• _Short task_:
Emit the data below verbatim, stripping out any pictures.
▶
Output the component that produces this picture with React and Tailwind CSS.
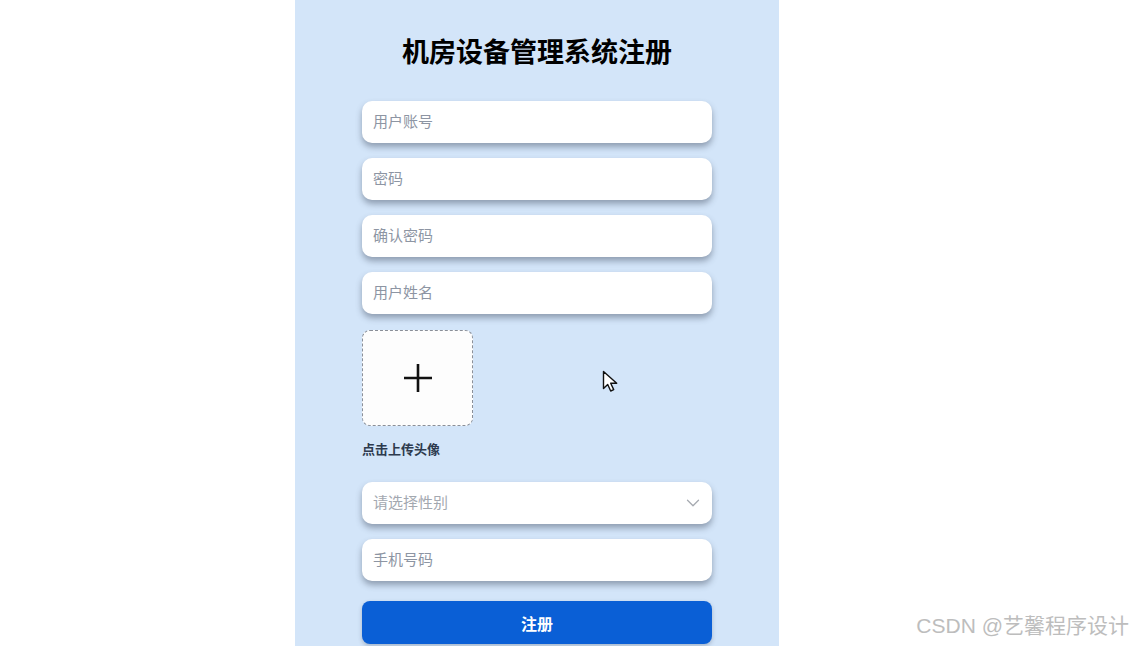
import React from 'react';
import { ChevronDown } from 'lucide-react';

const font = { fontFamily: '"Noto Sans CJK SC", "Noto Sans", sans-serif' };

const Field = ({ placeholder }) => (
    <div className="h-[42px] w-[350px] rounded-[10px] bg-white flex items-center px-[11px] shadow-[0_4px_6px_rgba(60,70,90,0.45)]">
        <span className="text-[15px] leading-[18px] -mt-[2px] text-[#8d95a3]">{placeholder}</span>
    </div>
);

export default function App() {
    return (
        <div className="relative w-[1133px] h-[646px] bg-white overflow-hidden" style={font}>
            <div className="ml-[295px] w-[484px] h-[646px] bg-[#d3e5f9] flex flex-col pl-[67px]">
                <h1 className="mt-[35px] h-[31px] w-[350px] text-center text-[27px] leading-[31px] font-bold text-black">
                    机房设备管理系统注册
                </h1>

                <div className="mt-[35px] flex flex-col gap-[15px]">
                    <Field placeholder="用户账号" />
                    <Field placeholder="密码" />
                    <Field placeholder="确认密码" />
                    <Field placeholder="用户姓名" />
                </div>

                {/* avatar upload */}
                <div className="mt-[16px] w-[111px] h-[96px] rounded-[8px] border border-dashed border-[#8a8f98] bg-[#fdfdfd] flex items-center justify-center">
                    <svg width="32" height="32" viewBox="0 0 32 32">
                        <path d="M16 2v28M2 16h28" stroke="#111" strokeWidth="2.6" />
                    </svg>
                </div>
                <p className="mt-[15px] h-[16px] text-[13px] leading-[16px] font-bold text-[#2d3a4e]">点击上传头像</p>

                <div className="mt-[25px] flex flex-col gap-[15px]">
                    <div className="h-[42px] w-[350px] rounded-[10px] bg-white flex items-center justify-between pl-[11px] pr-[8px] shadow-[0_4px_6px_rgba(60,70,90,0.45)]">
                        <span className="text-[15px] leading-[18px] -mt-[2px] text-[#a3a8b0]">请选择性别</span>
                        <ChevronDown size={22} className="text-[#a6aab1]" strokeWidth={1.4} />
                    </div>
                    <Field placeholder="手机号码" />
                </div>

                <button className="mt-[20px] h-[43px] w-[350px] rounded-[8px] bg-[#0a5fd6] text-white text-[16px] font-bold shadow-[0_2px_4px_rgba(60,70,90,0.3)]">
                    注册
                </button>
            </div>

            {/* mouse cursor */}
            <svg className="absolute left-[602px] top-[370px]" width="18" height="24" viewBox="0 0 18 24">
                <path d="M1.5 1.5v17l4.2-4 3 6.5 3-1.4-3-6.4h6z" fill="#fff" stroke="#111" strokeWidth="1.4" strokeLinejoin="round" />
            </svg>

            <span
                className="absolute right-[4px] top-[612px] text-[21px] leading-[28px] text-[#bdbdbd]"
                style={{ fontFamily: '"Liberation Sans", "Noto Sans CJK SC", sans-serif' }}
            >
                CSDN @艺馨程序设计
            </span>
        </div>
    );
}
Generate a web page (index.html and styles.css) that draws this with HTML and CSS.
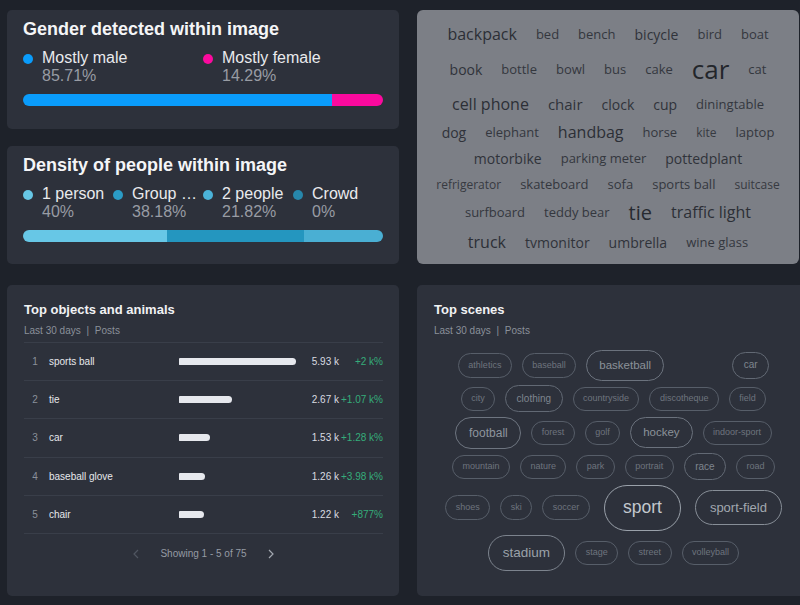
◀
• _Task result_:
Output the component that produces this picture with React and Tailwind CSS.
import React from 'react';
import { ChevronDown } from 'lucide-react';

const font = { fontFamily: '"Noto Sans CJK SC", "Noto Sans", sans-serif' };

const Field = ({ placeholder }) => (
    <div className="h-[42px] w-[350px] rounded-[10px] bg-white flex items-center px-[11px] shadow-[0_4px_6px_rgba(60,70,90,0.45)]">
        <span className="text-[15px] leading-[18px] -mt-[2px] text-[#8d95a3]">{placeholder}</span>
    </div>
);

export default function App() {
    return (
        <div className="relative w-[1133px] h-[646px] bg-white overflow-hidden" style={font}>
            <div className="ml-[295px] w-[484px] h-[646px] bg-[#d3e5f9] flex flex-col pl-[67px]">
                <h1 className="mt-[35px] h-[31px] w-[350px] text-center text-[27px] leading-[31px] font-bold text-black">
                    机房设备管理系统注册
                </h1>

                <div className="mt-[35px] flex flex-col gap-[15px]">
                    <Field placeholder="用户账号" />
                    <Field placeholder="密码" />
                    <Field placeholder="确认密码" />
                    <Field placeholder="用户姓名" />
                </div>

                {/* avatar upload */}
                <div className="mt-[16px] w-[111px] h-[96px] rounded-[8px] border border-dashed border-[#8a8f98] bg-[#fdfdfd] flex items-center justify-center">
                    <svg width="32" height="32" viewBox="0 0 32 32">
                        <path d="M16 2v28M2 16h28" stroke="#111" strokeWidth="2.6" />
                    </svg>
                </div>
                <p className="mt-[15px] h-[16px] text-[13px] leading-[16px] font-bold text-[#2d3a4e]">点击上传头像</p>

                <div className="mt-[25px] flex flex-col gap-[15px]">
                    <div className="h-[42px] w-[350px] rounded-[10px] bg-white flex items-center justify-between pl-[11px] pr-[8px] shadow-[0_4px_6px_rgba(60,70,90,0.45)]">
                        <span className="text-[15px] leading-[18px] -mt-[2px] text-[#a3a8b0]">请选择性别</span>
                        <ChevronDown size={22} className="text-[#a6aab1]" strokeWidth={1.4} />
                    </div>
                    <Field placeholder="手机号码" />
                </div>

                <button className="mt-[20px] h-[43px] w-[350px] rounded-[8px] bg-[#0a5fd6] text-white text-[16px] font-bold shadow-[0_2px_4px_rgba(60,70,90,0.3)]">
                    注册
                </button>
            </div>

            {/* mouse cursor */}
            <svg className="absolute left-[602px] top-[370px]" width="18" height="24" viewBox="0 0 18 24">
                <path d="M1.5 1.5v17l4.2-4 3 6.5 3-1.4-3-6.4h6z" fill="#fff" stroke="#111" strokeWidth="1.4" strokeLinejoin="round" />
            </svg>

            <span
                className="absolute right-[4px] top-[612px] text-[21px] leading-[28px] text-[#bdbdbd]"
                style={{ fontFamily: '"Liberation Sans", "Noto Sans CJK SC", sans-serif' }}
            >
                CSDN @艺馨程序设计
            </span>
        </div>
    );
}
Generate a web page (index.html and styles.css) that draws this with HTML and CSS.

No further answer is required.